| The input |

▶

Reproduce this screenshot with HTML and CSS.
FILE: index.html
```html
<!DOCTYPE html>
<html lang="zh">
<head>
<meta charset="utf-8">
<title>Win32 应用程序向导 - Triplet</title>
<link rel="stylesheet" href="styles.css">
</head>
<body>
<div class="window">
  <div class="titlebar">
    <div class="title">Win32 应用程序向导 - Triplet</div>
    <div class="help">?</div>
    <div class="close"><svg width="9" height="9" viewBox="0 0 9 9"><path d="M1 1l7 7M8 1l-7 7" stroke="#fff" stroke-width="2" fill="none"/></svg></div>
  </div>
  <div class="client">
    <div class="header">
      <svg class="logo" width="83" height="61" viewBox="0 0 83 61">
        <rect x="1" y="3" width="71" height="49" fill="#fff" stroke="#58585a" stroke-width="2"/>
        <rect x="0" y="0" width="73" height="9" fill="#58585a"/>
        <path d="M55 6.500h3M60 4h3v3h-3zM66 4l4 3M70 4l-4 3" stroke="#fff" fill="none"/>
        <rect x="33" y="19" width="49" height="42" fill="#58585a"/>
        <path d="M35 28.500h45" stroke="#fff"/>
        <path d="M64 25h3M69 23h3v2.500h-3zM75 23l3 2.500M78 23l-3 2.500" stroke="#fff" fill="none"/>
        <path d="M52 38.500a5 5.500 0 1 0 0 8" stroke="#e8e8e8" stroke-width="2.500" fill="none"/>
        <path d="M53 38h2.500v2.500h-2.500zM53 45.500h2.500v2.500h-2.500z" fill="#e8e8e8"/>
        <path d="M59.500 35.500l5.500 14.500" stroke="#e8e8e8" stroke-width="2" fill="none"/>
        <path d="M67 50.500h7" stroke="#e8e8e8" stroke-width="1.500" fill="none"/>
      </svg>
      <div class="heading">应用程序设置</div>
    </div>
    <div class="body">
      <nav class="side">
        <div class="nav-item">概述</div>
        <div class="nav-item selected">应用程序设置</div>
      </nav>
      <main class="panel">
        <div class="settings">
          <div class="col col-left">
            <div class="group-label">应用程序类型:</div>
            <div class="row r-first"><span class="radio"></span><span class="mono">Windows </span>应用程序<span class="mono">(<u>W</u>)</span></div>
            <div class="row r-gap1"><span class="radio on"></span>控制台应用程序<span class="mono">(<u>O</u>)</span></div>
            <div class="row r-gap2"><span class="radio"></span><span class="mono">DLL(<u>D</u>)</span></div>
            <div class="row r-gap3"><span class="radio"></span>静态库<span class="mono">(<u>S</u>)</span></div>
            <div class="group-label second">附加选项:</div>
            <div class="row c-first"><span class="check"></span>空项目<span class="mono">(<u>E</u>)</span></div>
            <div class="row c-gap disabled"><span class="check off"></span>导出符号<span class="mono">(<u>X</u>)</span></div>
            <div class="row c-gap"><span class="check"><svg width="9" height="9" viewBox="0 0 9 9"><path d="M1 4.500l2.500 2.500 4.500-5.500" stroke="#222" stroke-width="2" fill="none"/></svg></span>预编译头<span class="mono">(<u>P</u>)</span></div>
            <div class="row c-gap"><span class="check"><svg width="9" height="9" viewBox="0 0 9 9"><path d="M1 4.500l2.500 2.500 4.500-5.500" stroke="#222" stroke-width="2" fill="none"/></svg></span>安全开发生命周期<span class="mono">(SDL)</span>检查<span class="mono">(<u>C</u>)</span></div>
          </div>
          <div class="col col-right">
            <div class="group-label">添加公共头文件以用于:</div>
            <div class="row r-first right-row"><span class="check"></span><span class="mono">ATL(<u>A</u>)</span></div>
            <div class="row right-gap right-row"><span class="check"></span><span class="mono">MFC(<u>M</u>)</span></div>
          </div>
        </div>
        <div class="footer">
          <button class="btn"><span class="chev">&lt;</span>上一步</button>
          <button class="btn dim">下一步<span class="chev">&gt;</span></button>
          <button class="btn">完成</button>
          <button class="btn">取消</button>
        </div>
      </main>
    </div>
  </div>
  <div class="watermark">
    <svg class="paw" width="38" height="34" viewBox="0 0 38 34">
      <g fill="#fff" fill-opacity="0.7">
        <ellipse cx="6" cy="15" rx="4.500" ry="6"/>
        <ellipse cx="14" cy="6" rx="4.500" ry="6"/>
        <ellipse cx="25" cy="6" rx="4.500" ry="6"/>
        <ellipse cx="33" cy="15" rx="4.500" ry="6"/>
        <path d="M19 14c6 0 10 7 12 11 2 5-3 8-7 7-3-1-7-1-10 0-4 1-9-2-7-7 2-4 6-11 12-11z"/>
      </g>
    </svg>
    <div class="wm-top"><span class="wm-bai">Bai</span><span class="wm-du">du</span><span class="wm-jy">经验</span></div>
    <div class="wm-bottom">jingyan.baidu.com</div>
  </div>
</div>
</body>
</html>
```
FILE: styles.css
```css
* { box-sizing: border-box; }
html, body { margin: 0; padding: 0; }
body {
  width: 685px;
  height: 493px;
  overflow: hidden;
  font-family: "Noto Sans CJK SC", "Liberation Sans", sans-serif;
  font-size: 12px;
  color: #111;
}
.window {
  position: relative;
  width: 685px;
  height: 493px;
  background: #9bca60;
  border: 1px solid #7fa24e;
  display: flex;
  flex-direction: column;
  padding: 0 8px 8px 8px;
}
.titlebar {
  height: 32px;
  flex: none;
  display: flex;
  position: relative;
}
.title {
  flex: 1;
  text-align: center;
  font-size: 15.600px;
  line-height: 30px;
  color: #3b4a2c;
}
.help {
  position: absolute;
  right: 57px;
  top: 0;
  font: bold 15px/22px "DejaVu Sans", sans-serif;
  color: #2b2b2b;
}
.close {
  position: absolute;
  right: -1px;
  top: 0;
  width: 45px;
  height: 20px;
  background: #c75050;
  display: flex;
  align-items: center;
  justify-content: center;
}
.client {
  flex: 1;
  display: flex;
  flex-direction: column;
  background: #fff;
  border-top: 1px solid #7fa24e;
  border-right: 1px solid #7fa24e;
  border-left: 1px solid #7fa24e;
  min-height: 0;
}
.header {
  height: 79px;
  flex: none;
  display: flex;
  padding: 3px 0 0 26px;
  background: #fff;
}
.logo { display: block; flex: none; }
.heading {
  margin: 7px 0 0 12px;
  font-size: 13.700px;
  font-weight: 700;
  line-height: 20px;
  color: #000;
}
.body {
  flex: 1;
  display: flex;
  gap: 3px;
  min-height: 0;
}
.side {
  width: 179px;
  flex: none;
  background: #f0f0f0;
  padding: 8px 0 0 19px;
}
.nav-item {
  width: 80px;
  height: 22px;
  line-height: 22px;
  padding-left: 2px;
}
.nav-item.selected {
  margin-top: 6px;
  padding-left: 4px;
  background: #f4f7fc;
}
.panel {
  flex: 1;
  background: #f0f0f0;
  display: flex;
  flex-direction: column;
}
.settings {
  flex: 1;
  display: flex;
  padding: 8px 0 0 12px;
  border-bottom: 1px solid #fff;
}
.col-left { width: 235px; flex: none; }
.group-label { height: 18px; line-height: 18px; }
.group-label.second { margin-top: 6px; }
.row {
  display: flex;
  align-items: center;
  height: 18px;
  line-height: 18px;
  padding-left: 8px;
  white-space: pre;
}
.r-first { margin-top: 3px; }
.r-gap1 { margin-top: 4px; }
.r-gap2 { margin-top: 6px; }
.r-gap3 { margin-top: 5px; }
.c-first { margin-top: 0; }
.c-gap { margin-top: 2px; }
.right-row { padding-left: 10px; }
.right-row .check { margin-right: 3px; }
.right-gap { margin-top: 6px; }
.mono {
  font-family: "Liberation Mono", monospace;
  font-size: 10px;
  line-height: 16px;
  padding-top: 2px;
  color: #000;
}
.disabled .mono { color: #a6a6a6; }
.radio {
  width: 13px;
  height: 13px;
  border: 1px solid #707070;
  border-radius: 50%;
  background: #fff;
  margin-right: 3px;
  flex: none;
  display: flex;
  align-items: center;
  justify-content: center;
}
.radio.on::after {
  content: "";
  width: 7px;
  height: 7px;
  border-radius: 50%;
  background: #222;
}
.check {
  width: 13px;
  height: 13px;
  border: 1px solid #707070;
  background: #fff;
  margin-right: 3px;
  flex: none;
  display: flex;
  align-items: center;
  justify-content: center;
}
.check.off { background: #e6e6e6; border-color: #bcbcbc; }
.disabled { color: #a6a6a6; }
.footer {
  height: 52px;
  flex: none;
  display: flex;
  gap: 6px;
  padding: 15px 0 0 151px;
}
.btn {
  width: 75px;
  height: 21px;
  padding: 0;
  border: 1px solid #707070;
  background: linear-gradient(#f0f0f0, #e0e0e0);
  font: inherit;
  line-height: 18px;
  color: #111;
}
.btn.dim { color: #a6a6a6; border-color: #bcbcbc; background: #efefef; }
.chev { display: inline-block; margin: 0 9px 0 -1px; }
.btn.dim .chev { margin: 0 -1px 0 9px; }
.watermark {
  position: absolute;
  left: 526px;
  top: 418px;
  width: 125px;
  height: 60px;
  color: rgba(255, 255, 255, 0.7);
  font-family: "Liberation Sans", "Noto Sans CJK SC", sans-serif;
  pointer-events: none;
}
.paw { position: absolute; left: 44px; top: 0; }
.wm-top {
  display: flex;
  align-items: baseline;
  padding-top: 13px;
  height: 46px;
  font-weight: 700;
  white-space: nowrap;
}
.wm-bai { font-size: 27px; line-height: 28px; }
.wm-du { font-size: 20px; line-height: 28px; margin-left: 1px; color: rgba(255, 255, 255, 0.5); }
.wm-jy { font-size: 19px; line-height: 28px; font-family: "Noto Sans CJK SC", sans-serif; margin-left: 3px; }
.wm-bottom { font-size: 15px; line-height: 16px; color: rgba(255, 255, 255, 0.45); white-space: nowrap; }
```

◀
▶

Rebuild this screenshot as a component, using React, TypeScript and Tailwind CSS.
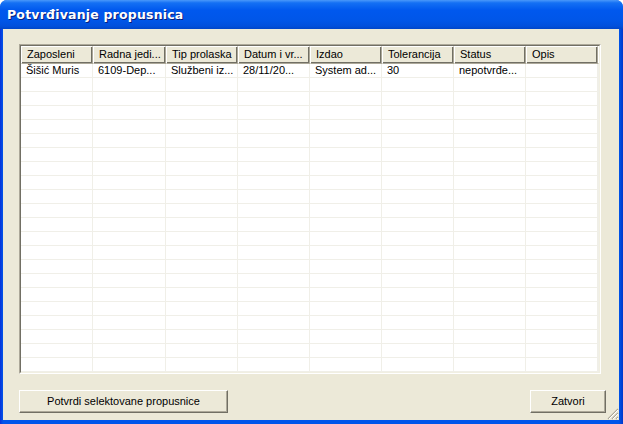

◀
▶

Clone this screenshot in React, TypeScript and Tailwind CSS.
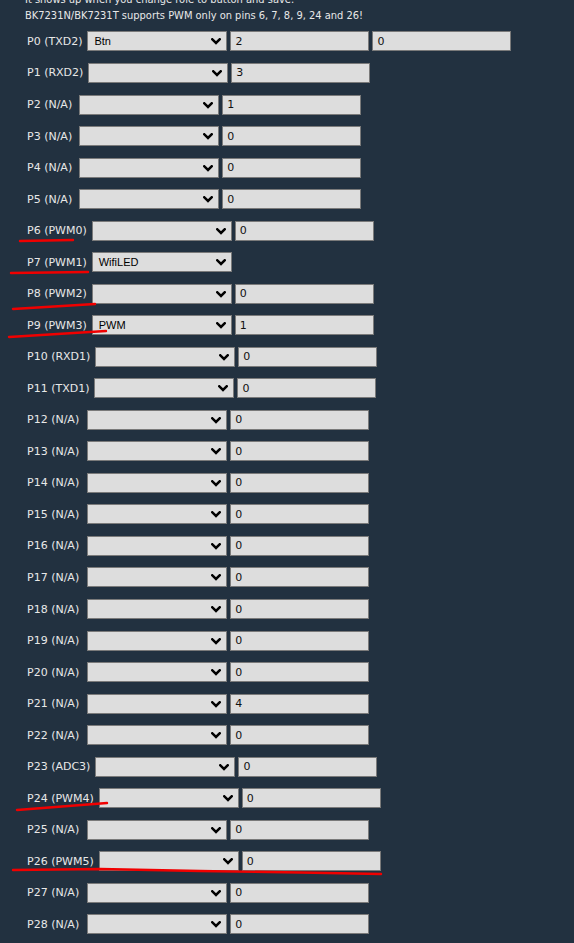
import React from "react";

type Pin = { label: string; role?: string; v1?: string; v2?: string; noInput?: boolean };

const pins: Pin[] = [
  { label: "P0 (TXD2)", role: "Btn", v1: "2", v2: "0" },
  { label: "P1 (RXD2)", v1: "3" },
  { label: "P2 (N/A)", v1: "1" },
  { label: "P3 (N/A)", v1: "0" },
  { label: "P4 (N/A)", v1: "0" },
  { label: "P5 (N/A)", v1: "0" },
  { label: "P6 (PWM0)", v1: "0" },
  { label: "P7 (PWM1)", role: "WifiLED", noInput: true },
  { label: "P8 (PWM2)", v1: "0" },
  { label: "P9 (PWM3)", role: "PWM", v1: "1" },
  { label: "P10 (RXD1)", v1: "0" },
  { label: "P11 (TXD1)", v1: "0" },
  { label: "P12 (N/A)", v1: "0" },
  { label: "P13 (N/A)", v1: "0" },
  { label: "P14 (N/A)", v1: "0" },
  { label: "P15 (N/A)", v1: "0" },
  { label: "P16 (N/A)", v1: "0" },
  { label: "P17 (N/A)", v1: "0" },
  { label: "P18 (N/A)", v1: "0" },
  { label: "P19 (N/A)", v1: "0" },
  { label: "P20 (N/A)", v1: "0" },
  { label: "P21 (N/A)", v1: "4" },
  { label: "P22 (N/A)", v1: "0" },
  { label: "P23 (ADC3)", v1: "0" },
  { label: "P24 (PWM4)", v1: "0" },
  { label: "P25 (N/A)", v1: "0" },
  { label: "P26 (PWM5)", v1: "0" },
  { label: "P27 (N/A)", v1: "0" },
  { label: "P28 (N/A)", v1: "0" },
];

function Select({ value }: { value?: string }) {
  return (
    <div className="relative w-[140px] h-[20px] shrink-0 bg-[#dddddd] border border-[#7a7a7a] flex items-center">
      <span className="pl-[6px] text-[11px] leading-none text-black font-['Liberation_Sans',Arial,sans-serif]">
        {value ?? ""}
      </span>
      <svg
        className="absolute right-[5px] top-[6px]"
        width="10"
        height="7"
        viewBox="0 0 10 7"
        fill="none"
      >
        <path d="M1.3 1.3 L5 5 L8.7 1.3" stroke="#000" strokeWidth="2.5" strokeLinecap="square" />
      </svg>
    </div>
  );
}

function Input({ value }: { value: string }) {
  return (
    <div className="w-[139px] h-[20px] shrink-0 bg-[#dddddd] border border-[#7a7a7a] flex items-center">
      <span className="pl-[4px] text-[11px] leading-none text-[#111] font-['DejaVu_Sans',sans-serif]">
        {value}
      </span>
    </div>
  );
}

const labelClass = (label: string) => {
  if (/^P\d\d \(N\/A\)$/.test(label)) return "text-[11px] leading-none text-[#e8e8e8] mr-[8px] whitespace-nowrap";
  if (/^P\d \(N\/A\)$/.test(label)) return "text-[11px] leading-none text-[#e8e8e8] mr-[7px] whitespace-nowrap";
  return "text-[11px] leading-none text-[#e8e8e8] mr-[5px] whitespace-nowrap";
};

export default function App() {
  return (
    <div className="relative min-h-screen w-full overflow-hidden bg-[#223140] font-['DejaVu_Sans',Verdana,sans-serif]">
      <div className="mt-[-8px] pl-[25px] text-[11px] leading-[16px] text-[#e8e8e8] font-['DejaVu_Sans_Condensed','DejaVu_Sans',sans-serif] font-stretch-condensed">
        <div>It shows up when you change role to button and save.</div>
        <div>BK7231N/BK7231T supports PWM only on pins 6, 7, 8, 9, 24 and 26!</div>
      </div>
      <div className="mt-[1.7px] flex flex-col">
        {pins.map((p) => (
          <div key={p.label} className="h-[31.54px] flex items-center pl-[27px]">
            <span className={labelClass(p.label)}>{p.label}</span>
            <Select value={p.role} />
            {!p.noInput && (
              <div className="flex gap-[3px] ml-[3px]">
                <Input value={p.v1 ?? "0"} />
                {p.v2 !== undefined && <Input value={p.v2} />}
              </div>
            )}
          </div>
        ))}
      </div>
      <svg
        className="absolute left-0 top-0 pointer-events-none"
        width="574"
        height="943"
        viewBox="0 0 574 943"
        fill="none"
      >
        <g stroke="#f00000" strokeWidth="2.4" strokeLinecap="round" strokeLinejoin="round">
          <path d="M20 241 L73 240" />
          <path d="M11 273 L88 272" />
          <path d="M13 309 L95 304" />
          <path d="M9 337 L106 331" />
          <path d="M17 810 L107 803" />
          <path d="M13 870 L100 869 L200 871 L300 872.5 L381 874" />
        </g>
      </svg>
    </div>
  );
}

◀

| Task description |
Find the lines of the material that hold the word "this" and report their count alone.

| Exercise response |
3